24. With regard to costs and expenses, the Court reiterates that an applicant is entitled to the reimbursement of costs and expenses only in so far as it has been shown that these were actually and necessarily incurred and are reasonable as to quantum. In the present case, regard being had to the documents in its possession and the awards made in comparable cases (see Salduz, cited above, § 79; İzzet Çelik v. Turkey, no. 15185/05, § 52, 23 January 2018), the Court finds it reasonable to award EUR 1,000 under this head.
B. Default interest
25. The Court considers it appropriate that the default interest rate should be based on the marginal lending rate of the European Central Bank, to which should be added three percentage points.

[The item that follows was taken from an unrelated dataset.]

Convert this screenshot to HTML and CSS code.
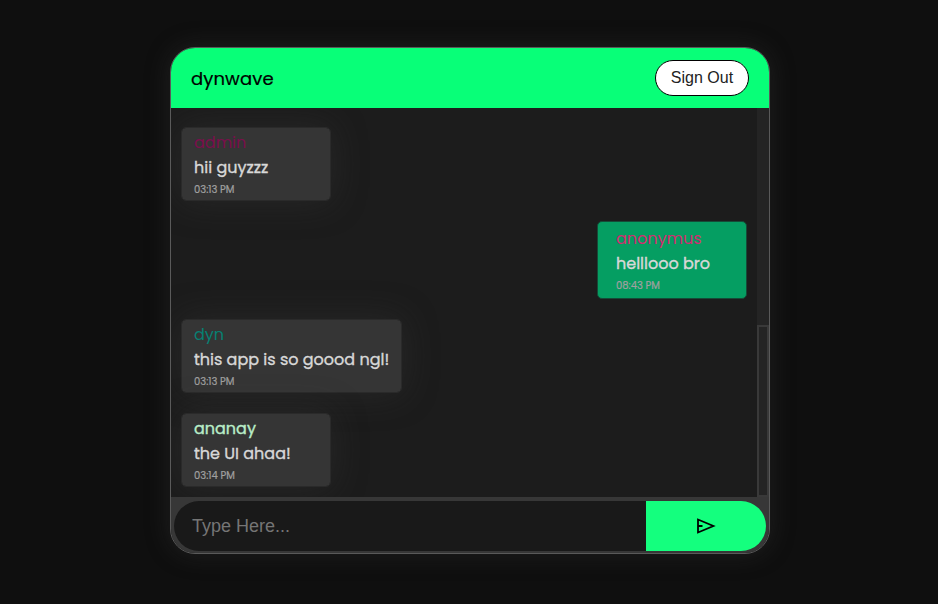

FOR THESE REASONS, THE COURT, UNANIMOUSLY,
1. Declares the application admissible;
2. Holds that there has been a violation of Article 6 §§ 1 and 3 (c) of the Convention;
3. Holds that the finding of a violation constitutes in itself sufficient just satisfaction for the non-pecuniary damage sustained by the applicant;
4. Holds
(a) that the respondent State is to pay the applicant, within three months from the date on which the judgment becomes final in accordance with Article 44 § 2 of the Convention, the following amount, to be converted into the currency of the respondent State at the rate applicable at the date of settlement:
(i) EUR 1,000 (one thousand euros), plus any tax that may be chargeable to the applicant, in respect of costs and expenses;
(b) that from the expiry of the above-mentioned three months until settlement simple interest shall be payable on the above amount at a rate equal to the marginal lending rate of the European Central Bank during the default period plus three percentage points;
5. Dismisses, the remainder of the applicant’s claim for just satisfaction.
Done in English, and notified in writing on 13 October 2020, pursuant to Rule 77 §§ 2 and 3 of the Rules of Court.